### Goal
Repeat, exactly and only, the lines from the beginning of the data through the line with "const split = (s: string)". Pictures are left out.

### Given data
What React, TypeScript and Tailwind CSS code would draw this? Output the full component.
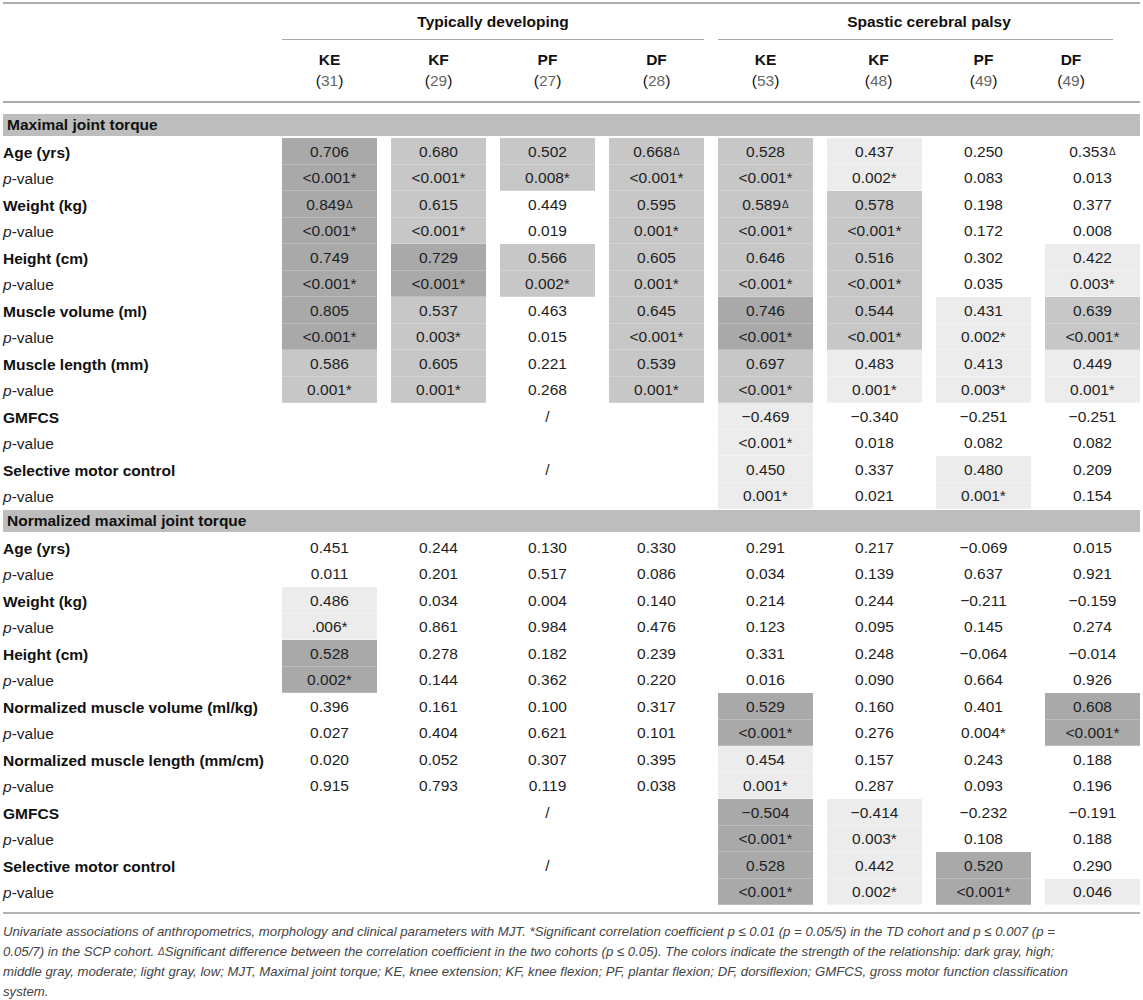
type Row = {
  label: string;
  values: string[];
  pvals: string[];
  shade: string;
  pshade?: string;
};

type Section = {
  title: string;
  rows: Row[];
};

const split = (s: string) => s.split(" ");

const sections: Section[] = [
  {
    title: "Maximal joint torque",
    rows: [
      {
        label: "Age (yrs)",
        values: split("0.706 0.680 0.502 0.668Δ 0.528 0.437 0.250 0.353Δ"),
        pvals: split("<0.001* <0.001* 0.008* <0.001* <0.001* 0.002* 0.083 0.013"),
        shade: "DMMMML--",
      },
      {
        label: "Weight (kg)",
        values: split("0.849Δ 0.615 0.449 0.595 0.589Δ 0.578 0.198 0.377"),
        pvals: split("<0.001* <0.001* 0.019 0.001* <0.001* <0.001* 0.172 0.008"),
        shade: "DM-MMM--",
      },
      {
        label: "Height (cm)",
        values: split("0.749 0.729 0.566 0.605 0.646 0.516 0.302 0.422"),
        pvals: split("<0.001* <0.001* 0.002* 0.001* <0.001* <0.001* 0.035 0.003*"),
        shade: "DDMMMM-L",
      },
      {
        label: "Muscle volume (ml)",
        values: split("0.805 0.537 0.463 0.645 0.746 0.544 0.431 0.639"),
        pvals: split("<0.001* 0.003* 0.015 <0.001* <0.001* <0.001* 0.002* <0.001*"),
        shade: "DM-MDMLM",
      },
      {
        label: "Muscle length (mm)",
        values: split("0.586 0.605 0.221 0.539 0.697 0.483 0.413 0.449"),
        pvals: split("0.001* 0.001* 0.268 0.001* <0.001* 0.001* 0.003* 0.001*"),
        shade: "MM-MMLLL",
      },
      {
        label: "GMFCS",
        values: ["", "", "/", "", "−0.469", "−0.340", "−0.251", "−0.251"],
        pvals: ["", "", "", "", "<0.001*", "0.018", "0.082", "0.082"],
        shade: "----L---",
      },
      {
        label: "Selective motor control",
        values: ["", "", "/", "", "0.450", "0.337", "0.480", "0.209"],
        pvals: ["", "", "", "", "0.001*", "0.021", "0.001*", "0.154"],
        shade: "----L-L-",
      },
    ],
  },
  {
    title: "Normalized maximal joint torque",
    rows: [
      {
        label: "Age (yrs)",
        values: split("0.451 0.244 0.130 0.330 0.291 0.217 −0.069 0.015"),
        pvals: split("0.011 0.201 0.517 0.086 0.034 0.139 0.637 0.921"),
        shade: "--------",
      },
      {
        label: "Weight (kg)",
        values: split("0.486 0.034 0.004 0.140 0.214 0.244 −0.211 −0.159"),
        pvals: split(".006* 0.861 0.984 0.476 0.123 0.095 0.145 0.274"),
        shade: "L-------",
      },
      {
        label: "Height (cm)",
        values: split("0.528 0.278 0.182 0.239 0.331 0.248 −0.064 −0.014"),
        pvals: split("0.002* 0.144 0.362 0.220 0.016 0.090 0.664 0.926"),
        shade: "D-------",
      },
      {
        label: "Normalized muscle volume (ml/kg)",
        values: split("0.396 0.161 0.100 0.317 0.529 0.160 0.401 0.608"),
        pvals: split("0.027 0.404 0.621 0.101 <0.001* 0.276 0.004* <0.001*"),
        shade: "----D--D",
      },
      {
        label: "Normalized muscle length (mm/cm)",
        values: split("0.020 0.052 0.307 0.395 0.454 0.157 0.243 0.188"),
        pvals: split("0.915 0.793 0.119 0.038 0.001* 0.287 0.093 0.196"),
        shade: "----L---",
      },
      {
        label: "GMFCS",
        values: ["", "", "/", "", "−0.504", "−0.414", "−0.232", "−0.191"],
        pvals: ["", "", "", "", "<0.001*", "0.003*", "0.108", "0.188"],
        shade: "----DL--",
      },
      {
        label: "Selective motor control",
        values: ["", "", "/", "", "0.528", "0.442", "0.520", "0.290"],
        pvals: ["", "", "", "", "<0.001*", "0.002*", "<0.001*", "0.046"],
        shade: "----DLD-",
        pshade: "----DLDL",
      },
    ],
  },
];

const columns = [
  { name: "KE", n: "31" },
  { name: "KF", n: "29" },
  { name: "PF", n: "27" },
  { name: "DF", n: "28" },
  { name: "KE", n: "53" },
  { name: "KF", n: "48" },
  { name: "PF", n: "49" },
  { name: "DF", n: "49" },
];

const shadeClass = (c: string) => {
  if (c === "D") return "bg-[#a9a9a9] shadow-[inset_0_-1px_0_rgba(255,255,255,0.22)]";
  if (c === "M") return "bg-[#c7c7c7] shadow-[inset_0_-1px_0_rgba(255,255,255,0.22)]";
  if (c === "L") return "bg-[#ececec] shadow-[inset_0_-1px_0_rgba(255,255,255,0.4)]";
  return "";
};

const Value = ({ text }: { text: string }) => {
  if (text.endsWith("Δ")) {
    return (
      <span>
        {text.slice(0, -1)}
        <sup className="text-[10px] relative -top-[2px] ml-[1px]">Δ</sup>
      </span>
    );
  }
  return <span>{text}</span>;
};

const DataRow = ({
  label,
  isP,
  values,
  shade,
}: {
  label: string;
  isP: boolean;
  values: string[];
  shade: string;
}) => (
  <div className="flex h-[26.5px]">
    <div
      className={`w-[280px] flex items-center pt-[2px] text-[15.5px] ${
        isP ? "text-[#1e1e1e]" : "font-bold text-[#111]"
      }`}
    >
      {isP ? (
        <span>
          <i>p</i>-value
        </span>
      ) : (
        label
      )}
    </div>
    <div className="flex gap-[14px]">
      {values.map((v, i) => (
        <div
          key={i}
          className={`w-[95px] flex items-center justify-center text-[15.5px] text-[#1e1e1e] ${shadeClass(
            shade[i]
          )}`}
        >
          <Value text={v} />
        </div>
      ))}
    </div>
  </div>
);

const SectionBar = ({ title }: { title: string }) => (
  <div className="h-[22px] w-[1137px] bg-[#bdbdbd] flex items-center pl-[4px] text-[15.5px] font-bold text-[#111]">
    {title}
  </div>
);

const App = () => {
  return (
    <div className="w-[1143px] bg-white pt-[2px] px-[3px] font-['Liberation_Sans',Arial,sans-serif] text-[#222]">
      {/* Top rule */}
      <div className="h-[2px] w-[1137px] bg-[#ababab]" />

      {/* Group headers */}
      <div className="flex">
        <div className="w-[280px]" />
        <div className="flex gap-[14px]">
          <div className="w-[422px] flex flex-col">
            <div className="h-[35px] flex items-center justify-center text-[15.5px] font-bold text-[#111]">
              Typically developing
            </div>
            <div className="h-[1px] bg-[#a9a9a9]" />
          </div>
          <div className="w-[422px] flex flex-col">
            <div className="h-[35px] flex items-center justify-center text-[15.5px] font-bold text-[#111]">
              Spastic cerebral palsy
            </div>
            <div className="h-[1px] w-[395px] bg-[#a9a9a9]" />
          </div>
        </div>
      </div>

      {/* Column headers */}
      <div className="flex pt-[9px] pb-[10px]">
        <div className="w-[280px]" />
        <div className="flex gap-[14px]">
          {columns.map((c, i) => (
            <div
              key={i}
              className={`w-[95px] flex flex-col items-center leading-[21px] text-[15.5px] ${
                i === 7 ? "pr-[43px]" : i === 5 ? "pl-[8px]" : ""
              }`}
            >
              <span className="font-bold text-[#111]">{c.name}</span>
              <span className="text-[#111]">
                (<span className="text-[#666]">{c.n}</span>)
              </span>
            </div>
          ))}
        </div>
      </div>
      <div className="h-[2px] w-[1137px] bg-[#ababab]" />

      {/* Body */}
      <div className="mt-[11px]">
        {sections.map((s, si) => (
          <div key={s.title} className={si === 0 ? "" : "mt-[1px]"}>
            <SectionBar title={s.title} />
            <div className="mt-[2px]">
              {s.rows.map((r) => (
                <div key={r.label}>
                  <DataRow label={r.label} isP={false} values={r.values} shade={r.shade} />
                  <DataRow label={r.label} isP={true} values={r.pvals} shade={r.pshade ?? r.shade} />
                </div>
              ))}
            </div>
          </div>
        ))}
      </div>

      {/* Bottom rule */}
      <div className="mt-[7px] h-[2px] w-[1137px] bg-[#b3b3b3]" />

      {/* Footnote */}
      <div className="mt-[8px] italic text-[13.2px] leading-[20px] text-[#444] whitespace-nowrap">
        <div>
          Univariate associations of anthropometrics, morphology and clinical parameters with MJT. *Significant correlation coefficient p ≤ 0.01 (p = 0.05/5) in the TD cohort and p ≤ 0.007 (p =
        </div>
        <div>
          0.05/7) in the SCP cohort. <sup className="text-[10px] relative -top-[1px]">Δ</sup>Significant difference between the correlation coefficient in the two cohorts (p ≤ 0.05). The colors indicate the strength of the relationship: dark gray, high;
        </div>
        <div>
          middle gray, moderate; light gray, low; MJT, Maximal joint torque; KE, knee extension; KF, knee flexion; PF, plantar flexion; DF, dorsiflexion; GMFCS, gross motor function classification
        </div>
        <div>system.</div>
      </div>
    </div>
  );
};

export default App;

### Complete answer
What React, TypeScript and Tailwind CSS code would draw this? Output the full component.
type Row = {
  label: string;
  values: string[];
  pvals: string[];
  shade: string;
  pshade?: string;
};

type Section = {
  title: string;
  rows: Row[];
};

const split = (s: string) => s.split(" ");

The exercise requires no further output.